De camino a la buganvilla, pasé al lado de las macetas de romero, así que cogí el romero más rechoncho que vi y continué mi trayecto. Llegué al destino buganvilla, elegí la que me pareció más bonita y al lado había una señora con sus dos hijas debatiendo si poner otra buganvilla más en el jardín y de qué color. La más joven le decía que la cogiera blanca.

—No, blanca no que son las que peor agarran —dijo la madre.

—Pues cógela como la que lleva esa chica —comentó la hija mayor señalando mi buganvilla fucsia.

—Uy, sí, ¡qué preciosidad! —Exclamó la progenitora mientras admiraba la mía.

Me sentí muy orgullosa y di las gracias, como si la belleza de esa buganvilla que aún ni me pertenecía oficialmente hubiese sido mérito mío. Me cayó bien esa señora. Me gustó su criterio. Se notaba que era experta en buganvillas. Así que entablé conversación con ella:

—Perdone, he oído que tiene varias buganvillas.

—Sí, de todos los colores —contestó ella.

—Yo no he tenido nunca y no sé cómo cuidarla.

—Sol. Quieren sol. La puedes plantar en el suelo o en una maceta grande. Y si quieres que tire para arriba, le vas limpiando las ramitas que le salen abajo. No veas, hija, qué buganvilla más bonita has elegido.

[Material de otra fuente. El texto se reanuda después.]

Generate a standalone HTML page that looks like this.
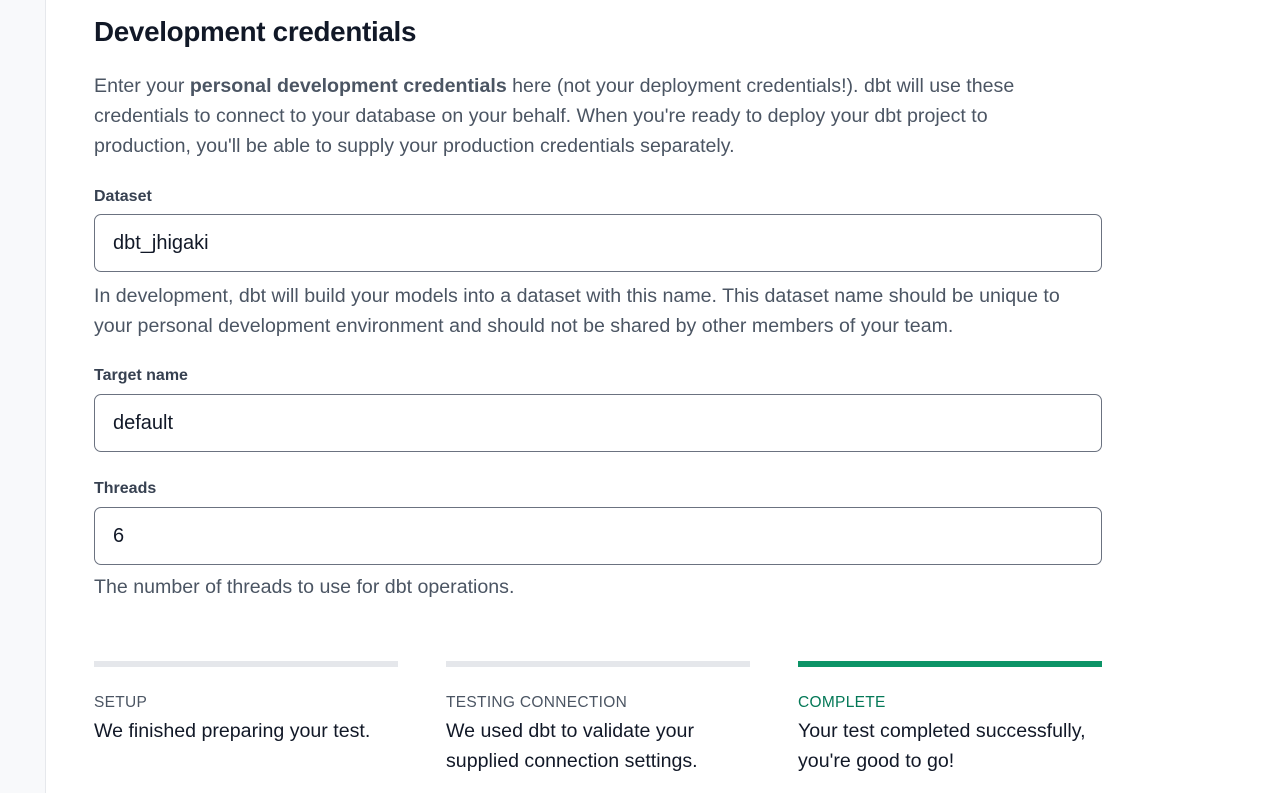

Me tuve que alejar un poco porque noté que, si la madre de buganvillas me decía una vez más lo bonita que era la mía, iba a explotar de orgullo. La hija pequeña siguió la buena costumbre de su madre y alabó mi romero:

—Y el romero que llevas también es precioso.

Larga vida a esa familia y su buen gusto. Me despedí de ellas y luego me arrepentí de no haberlas invitado a casa para que vengan siempre que quieran a adularme las plantas.

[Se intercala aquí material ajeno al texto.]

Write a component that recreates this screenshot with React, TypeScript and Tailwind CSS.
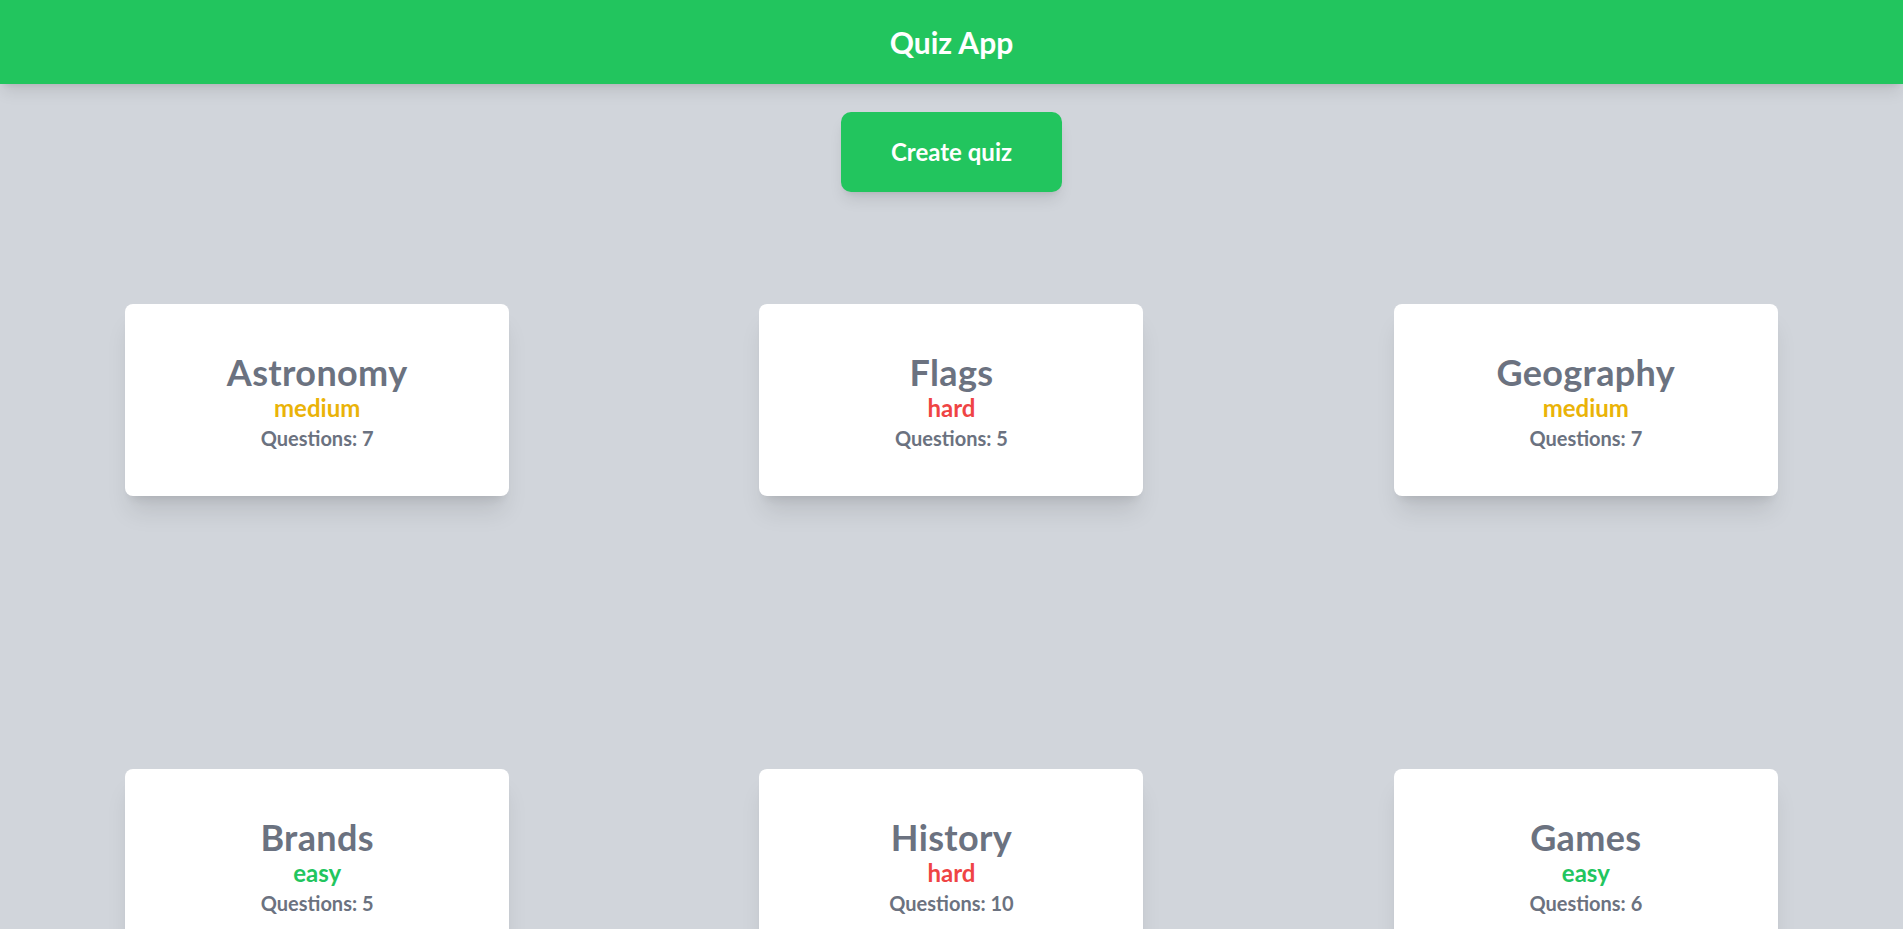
import React from "react";

type Quiz = {
  name: string;
  difficulty: "easy" | "medium" | "hard";
  questions: number;
};

const quizzes: Quiz[] = [
  { name: "Astronomy", difficulty: "medium", questions: 7 },
  { name: "Flags", difficulty: "hard", questions: 5 },
  { name: "Geography", difficulty: "medium", questions: 7 },
  { name: "Brands", difficulty: "easy", questions: 5 },
  { name: "History", difficulty: "hard", questions: 10 },
  { name: "Games", difficulty: "easy", questions: 6 },
];

const difficultyColor: Record<Quiz["difficulty"], string> = {
  easy: "text-[#22c55e]",
  medium: "text-[#eab308]",
  hard: "text-[#ef4444]",
};

const QuizCard: React.FC<{ quiz: Quiz }> = ({ quiz }) => (
  <div className="w-96 h-48 pt-1 bg-white rounded-lg shadow-xl flex flex-col items-center justify-center font-bold text-[#6b7280]">
    <h2 className="text-4xl leading-10 tracking-[0.01em]">{quiz.name}</h2>
    <p className={`text-2xl leading-8 ${difficultyColor[quiz.difficulty]}`}>
      {quiz.difficulty}
    </p>
    <p className="text-xl leading-7">Questions: {quiz.questions}</p>
  </div>
);

export default function App() {
  return (
    <div
      className="min-h-screen bg-[#d1d5db]"
      style={{ fontFamily: 'Lato, "Open Sans", sans-serif' }}
    >
      <header className="bg-[#22c55e] py-6 shadow-lg text-center relative z-10">
        <h1 className="text-3xl leading-9 font-bold text-white">Quiz App</h1>
      </header>
      <main className="flex flex-col items-center">
        <button className="mt-7 px-[50px] py-6 bg-[#22c55e] text-white text-2xl leading-8 font-bold rounded-[10px] shadow-lg">
          Create quiz
        </button>
        <div className="w-full grid grid-cols-3 justify-items-center mt-28 gap-y-[273px] pb-20">
          {quizzes.map((quiz, index) => (
            <QuizCard quiz={quiz} key={index} />
          ))}
        </div>
      </main>
    </div>
  );
}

Continué la visita al vivero con el subidón aún latente de los halagos de la señora y su hija. Me vine bastante arriba y empecé a coger más plantas. Un hibisco, dos lavandas, una ruda, una maceta de albahaca. ¿Un exacum? Ni puta idea de qué es un exacum, pero p’alante también.

No podía con el carro y aún faltaba coger la tierra para trasplantar todo eso. Según iba atravesando pasillos en dirección a la caja, me iba cruzando con señoras que soltaban algún piropo a mis plantas y a mi buen criterio eligiéndolas: “Mira qué maceta más bonita lleva esa chica”. “Uy, qué campanillas tiene esa planta”. “Qué flores más bonitas, parecen pintadas”. Si alguna vez, señores de los viveros, quieren animar las ventas, contraten a alguien que lisonjee las plantas que elije la clientela. Doy fe de que funciona.

Para ayudarme a cargar el coche vino un mozo de brazos robustos. Ésa es la razón por la que la gente no va sola a los viveros, porque siempre se necesitan más de dos brazos para cargar el coche. También es la razón por la que mis amigas solteras deberían empezar a ir solas a los viveros, pero esto ya lo hablaré con ellas más despacio.

Pasé toda la tarde trasplantando plantas y me di cuenta de que los cóleos, la planta del dinero y las alegrías que había elegido las había comprado porque me recuerdan a mi abuela María. Me da muy buen rollo que mi patio se parezca un poco al suyo, porque yo jugaba entre esas plantas de pequeña. Es algo que también he aprendido al empezar a cogerle gusto a las plantas, que tienen su lado de magdalena de Proust. A Alberti también le pasaba con la vegetación que decoraba el patio de la casa donde creció. De las pocas descripciones que hace en sus memorias sobre la casa de su infancia, lo que destacaba eran las plantas de su patio: un naranjo, aspidistras y sosas.

Mientras metía plantas en macetas de barro, me acordé de mi abuela y mi tía abuela Rosa. Las dos eran grandes fanáticas de los tiestos, como les llamaban ellas a sus plantas. Las recuerdo vestidas con su bata fresquita, quitando hojas secas, vigilando que no hubiesen plagas y mojándose los pies con la manguera. Pensé en el patio de mi abuela, su laurel enorme, las higueras y el albaricoquero que trepábamos mis primos y yo cuando jugábamos. Mis cóleos, alegrías y esa minúscula planta del dinero que compré intentan que mi patio se parezca un poco al suyo, aunque para que mi patio sea como aquel patio de Horcajo de Santiago donde yo crecí, sobra inversión y falta imaginación: la que echaba mi auela cuando improvisaba maceteros con latas de aceitunas y banderillas Toreras.